It’s no secret that the retail industry has suffered substantial disruption over the past two years. From pandemic closures to congested supply chains to workforce shortages, the industry has struggled to maintain business as usual in the face of numerous ‘once in a lifetime’ challenges. Companies have been forced to close stores and reinvent how they interact with consumers in order to successfully navigate the ‘new normal’ - which is anything but. As brands look to realign their business models to meet the changing environment, Bloomberg reports that one retailer is partnering with a leading consulting group to evaluate its options to spin off its outlet business.
Nordstrom has long been a mainstay of retail shopping, and while sales have risen 3% on a two-year basis, its low-price business Nordstrom Rack has struggled to regain its pre-pandemic performance level, with sales falling 8% from 2019 in a three-month period ended October 30th. In 2021, Rack’s top 50 brands made up 42% of sales, relative to about 50% in 2019. The company must frequently purchase additional inventory and hold reserves to meet times of high demand or tight supplies. The company’s current market cap sits at about $3.2 billion.

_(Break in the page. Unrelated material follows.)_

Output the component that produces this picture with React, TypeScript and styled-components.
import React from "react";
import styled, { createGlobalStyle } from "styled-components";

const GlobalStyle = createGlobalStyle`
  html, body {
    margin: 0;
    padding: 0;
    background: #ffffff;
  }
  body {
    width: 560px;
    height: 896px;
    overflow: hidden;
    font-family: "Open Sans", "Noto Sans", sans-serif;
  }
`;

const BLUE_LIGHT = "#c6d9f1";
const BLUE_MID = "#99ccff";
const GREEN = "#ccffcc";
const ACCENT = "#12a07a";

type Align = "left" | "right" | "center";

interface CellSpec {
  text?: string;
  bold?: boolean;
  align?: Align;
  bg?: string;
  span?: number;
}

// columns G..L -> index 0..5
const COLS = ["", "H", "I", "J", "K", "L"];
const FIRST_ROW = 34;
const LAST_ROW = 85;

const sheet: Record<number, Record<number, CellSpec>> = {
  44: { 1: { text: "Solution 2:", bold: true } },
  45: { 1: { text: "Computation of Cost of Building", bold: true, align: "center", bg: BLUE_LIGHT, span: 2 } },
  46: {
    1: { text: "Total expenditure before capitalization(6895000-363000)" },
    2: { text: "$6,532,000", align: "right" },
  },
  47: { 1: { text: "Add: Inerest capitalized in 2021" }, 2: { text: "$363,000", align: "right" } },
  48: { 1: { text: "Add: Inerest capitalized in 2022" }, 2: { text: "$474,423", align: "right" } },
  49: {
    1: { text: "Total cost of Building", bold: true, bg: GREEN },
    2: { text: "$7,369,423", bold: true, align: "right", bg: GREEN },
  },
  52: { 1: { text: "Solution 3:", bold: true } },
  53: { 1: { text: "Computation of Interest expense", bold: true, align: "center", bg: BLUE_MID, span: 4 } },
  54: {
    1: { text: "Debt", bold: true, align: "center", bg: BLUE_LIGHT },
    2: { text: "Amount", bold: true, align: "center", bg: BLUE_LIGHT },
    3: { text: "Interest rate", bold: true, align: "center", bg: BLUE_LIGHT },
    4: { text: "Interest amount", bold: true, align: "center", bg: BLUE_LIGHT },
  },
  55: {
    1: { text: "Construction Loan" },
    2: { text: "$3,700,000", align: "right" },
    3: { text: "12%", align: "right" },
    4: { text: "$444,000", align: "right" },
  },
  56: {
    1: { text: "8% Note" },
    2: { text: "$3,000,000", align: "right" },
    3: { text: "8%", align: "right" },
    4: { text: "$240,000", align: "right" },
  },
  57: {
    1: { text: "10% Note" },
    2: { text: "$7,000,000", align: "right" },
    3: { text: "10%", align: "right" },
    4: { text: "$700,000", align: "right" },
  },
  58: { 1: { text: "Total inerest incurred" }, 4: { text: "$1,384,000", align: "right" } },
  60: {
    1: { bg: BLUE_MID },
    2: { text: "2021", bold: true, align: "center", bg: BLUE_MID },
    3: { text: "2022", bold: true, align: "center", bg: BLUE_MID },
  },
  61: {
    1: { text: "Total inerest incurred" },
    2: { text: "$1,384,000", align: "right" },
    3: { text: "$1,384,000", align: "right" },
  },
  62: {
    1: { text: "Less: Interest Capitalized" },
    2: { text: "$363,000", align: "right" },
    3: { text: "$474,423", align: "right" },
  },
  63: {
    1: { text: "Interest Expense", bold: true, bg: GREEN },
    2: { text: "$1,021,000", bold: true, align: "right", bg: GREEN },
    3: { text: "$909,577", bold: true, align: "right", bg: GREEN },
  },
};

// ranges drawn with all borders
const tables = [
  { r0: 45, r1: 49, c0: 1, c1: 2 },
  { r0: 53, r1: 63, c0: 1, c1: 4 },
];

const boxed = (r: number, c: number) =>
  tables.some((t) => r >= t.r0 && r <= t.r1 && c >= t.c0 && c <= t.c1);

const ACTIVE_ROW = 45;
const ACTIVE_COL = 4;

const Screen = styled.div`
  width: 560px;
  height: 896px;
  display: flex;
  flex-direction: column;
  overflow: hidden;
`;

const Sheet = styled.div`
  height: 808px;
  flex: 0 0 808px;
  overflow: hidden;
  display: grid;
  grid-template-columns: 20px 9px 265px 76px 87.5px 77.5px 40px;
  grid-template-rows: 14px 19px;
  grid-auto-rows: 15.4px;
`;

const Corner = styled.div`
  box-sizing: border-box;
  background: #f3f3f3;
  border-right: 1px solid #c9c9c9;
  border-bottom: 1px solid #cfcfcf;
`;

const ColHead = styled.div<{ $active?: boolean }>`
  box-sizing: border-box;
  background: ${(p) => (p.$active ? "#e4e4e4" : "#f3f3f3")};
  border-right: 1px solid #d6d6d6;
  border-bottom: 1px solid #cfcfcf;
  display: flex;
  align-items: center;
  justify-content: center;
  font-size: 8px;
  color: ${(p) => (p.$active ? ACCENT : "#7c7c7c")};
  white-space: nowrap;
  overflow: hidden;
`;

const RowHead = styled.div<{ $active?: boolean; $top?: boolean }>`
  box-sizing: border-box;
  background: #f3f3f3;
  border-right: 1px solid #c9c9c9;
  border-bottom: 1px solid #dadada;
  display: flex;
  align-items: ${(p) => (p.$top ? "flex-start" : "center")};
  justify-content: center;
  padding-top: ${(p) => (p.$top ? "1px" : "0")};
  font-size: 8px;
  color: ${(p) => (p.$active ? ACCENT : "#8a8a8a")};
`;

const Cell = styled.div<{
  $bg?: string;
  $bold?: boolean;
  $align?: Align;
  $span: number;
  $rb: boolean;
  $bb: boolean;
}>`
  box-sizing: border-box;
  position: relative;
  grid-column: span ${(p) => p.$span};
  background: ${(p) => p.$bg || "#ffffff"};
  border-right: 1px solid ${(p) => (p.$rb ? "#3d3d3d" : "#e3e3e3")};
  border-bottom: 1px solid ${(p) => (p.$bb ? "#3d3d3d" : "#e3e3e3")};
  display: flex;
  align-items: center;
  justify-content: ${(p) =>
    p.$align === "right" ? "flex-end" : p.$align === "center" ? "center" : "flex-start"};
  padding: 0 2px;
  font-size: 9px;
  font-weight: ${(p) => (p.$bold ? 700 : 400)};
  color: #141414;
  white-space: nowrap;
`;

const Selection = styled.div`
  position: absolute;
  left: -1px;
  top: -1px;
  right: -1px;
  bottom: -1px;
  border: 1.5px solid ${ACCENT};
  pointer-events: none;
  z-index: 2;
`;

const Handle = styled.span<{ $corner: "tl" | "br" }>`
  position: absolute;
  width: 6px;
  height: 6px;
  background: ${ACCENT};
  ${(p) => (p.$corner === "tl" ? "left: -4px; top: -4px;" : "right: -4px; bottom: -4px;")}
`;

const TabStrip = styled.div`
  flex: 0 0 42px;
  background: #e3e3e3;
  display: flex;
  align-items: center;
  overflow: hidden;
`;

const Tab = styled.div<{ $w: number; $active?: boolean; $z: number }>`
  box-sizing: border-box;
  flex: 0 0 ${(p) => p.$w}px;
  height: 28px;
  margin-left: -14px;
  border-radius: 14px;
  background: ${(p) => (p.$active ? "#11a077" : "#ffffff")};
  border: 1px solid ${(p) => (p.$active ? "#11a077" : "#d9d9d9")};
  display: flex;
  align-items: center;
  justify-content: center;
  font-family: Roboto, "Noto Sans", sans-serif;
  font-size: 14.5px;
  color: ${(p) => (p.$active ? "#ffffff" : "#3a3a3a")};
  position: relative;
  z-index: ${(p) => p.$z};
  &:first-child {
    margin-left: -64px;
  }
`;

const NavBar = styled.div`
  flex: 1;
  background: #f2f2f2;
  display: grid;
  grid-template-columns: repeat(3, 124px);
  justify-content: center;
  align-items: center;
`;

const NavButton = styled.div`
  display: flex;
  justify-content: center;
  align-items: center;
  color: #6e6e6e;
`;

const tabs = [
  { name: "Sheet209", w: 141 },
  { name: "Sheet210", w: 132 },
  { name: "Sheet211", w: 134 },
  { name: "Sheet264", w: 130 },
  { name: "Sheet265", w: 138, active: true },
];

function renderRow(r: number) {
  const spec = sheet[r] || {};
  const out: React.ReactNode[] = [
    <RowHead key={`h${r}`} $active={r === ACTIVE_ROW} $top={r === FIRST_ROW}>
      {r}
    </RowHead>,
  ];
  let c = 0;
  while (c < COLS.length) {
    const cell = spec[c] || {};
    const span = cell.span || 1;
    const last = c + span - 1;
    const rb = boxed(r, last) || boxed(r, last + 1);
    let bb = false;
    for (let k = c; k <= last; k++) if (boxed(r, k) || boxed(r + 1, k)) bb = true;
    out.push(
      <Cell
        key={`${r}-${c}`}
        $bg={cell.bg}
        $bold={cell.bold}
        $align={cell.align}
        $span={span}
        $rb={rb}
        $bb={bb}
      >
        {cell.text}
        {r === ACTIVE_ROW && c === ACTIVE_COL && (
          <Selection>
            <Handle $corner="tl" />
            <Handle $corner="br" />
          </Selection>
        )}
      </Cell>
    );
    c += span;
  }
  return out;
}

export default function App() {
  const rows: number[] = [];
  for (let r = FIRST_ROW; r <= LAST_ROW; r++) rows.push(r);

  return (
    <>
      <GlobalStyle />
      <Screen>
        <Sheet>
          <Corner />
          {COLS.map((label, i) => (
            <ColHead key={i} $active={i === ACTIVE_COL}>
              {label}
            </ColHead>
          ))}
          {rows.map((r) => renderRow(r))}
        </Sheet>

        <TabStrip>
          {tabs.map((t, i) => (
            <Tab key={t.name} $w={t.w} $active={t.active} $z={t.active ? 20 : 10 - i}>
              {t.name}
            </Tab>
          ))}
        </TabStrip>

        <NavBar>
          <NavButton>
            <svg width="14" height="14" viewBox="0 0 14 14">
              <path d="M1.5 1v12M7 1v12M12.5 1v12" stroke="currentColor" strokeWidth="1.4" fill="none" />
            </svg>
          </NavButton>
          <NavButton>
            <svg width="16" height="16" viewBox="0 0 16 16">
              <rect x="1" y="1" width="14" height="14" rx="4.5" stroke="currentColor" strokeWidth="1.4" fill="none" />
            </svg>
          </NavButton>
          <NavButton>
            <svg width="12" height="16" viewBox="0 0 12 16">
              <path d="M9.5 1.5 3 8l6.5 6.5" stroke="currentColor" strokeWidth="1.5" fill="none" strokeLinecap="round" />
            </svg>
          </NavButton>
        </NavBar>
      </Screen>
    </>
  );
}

In a third-quarter earnings call, Chief Executive Officer Erik Nordstrom commented that Rack lacked sufficient premium brands and offered more lower-priced products than its customers wanted. The company has engaged consulting group AlixPartners to evaluate ways to increase Rack’s sales performance and profitability, with an eye on an eventual spinoff.

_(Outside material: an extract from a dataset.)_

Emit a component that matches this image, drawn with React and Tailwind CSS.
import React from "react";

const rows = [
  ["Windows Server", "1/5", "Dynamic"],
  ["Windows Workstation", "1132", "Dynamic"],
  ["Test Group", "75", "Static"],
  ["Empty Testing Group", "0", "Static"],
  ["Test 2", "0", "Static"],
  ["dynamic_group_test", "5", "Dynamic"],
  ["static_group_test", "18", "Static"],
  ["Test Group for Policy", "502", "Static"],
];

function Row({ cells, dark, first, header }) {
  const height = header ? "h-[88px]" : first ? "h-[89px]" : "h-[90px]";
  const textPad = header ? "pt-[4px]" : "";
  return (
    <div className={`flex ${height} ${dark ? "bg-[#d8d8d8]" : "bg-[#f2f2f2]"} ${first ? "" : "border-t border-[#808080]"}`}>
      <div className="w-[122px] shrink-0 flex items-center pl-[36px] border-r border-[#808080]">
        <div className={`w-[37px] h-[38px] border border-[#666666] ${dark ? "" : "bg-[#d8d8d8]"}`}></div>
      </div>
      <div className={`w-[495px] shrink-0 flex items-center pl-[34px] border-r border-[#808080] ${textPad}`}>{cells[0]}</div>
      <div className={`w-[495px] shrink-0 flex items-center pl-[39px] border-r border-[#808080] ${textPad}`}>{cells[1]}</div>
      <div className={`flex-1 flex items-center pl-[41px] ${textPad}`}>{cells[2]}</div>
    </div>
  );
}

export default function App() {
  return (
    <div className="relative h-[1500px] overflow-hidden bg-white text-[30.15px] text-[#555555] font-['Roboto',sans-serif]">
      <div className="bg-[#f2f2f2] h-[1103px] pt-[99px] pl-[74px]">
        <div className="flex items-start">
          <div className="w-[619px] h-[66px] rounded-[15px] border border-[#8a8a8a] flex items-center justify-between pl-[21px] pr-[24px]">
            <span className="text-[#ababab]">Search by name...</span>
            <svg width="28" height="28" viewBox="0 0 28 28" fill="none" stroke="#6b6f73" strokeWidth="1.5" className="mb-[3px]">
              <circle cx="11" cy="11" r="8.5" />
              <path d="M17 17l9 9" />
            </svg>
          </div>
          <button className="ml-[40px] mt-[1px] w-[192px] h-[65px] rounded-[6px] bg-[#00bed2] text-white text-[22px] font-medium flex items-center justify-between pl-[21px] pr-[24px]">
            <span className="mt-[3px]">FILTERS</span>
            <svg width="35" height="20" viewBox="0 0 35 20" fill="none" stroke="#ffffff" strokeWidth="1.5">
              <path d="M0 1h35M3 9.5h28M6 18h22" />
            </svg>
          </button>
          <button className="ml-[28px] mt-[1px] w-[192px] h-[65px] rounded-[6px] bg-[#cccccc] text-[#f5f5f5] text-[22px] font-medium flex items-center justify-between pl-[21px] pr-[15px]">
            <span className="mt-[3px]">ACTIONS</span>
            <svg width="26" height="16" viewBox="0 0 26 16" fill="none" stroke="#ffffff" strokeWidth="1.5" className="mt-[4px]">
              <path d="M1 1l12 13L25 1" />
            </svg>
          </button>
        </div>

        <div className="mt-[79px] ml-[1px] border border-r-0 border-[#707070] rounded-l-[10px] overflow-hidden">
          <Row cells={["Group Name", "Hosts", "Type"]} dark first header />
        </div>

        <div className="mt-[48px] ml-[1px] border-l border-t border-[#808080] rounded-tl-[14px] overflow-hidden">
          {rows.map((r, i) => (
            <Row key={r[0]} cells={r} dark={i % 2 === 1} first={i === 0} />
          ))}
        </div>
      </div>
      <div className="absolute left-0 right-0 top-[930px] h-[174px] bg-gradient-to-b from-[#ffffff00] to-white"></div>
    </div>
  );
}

The move comes at a time when investors are turning up the pressure on retailers to spin off their rapidly-growing online businesses from the traditional brick-and-mortar stores, with e-commerce retailers tending to fetch higher valuations. Saks Fifth Avenue spun off its online operations from its physical stores earlier in 2021, with executives offering positive feedback and Sacks.com reportedly preparing for an IPO in 2022. Macy’s and Kohl’s have both felt the same pressures from activist investors and are considering similar spinoffs.
While we have often heard about ‘getting back to normal’ after the pandemic, it is becoming increasingly apparent that there may never be a return to the way things used to be. Retailers, like any other businesses, will need to display increased flexibility to meet current and new challenges, and this will provide ample opportunity for innovation and improvement.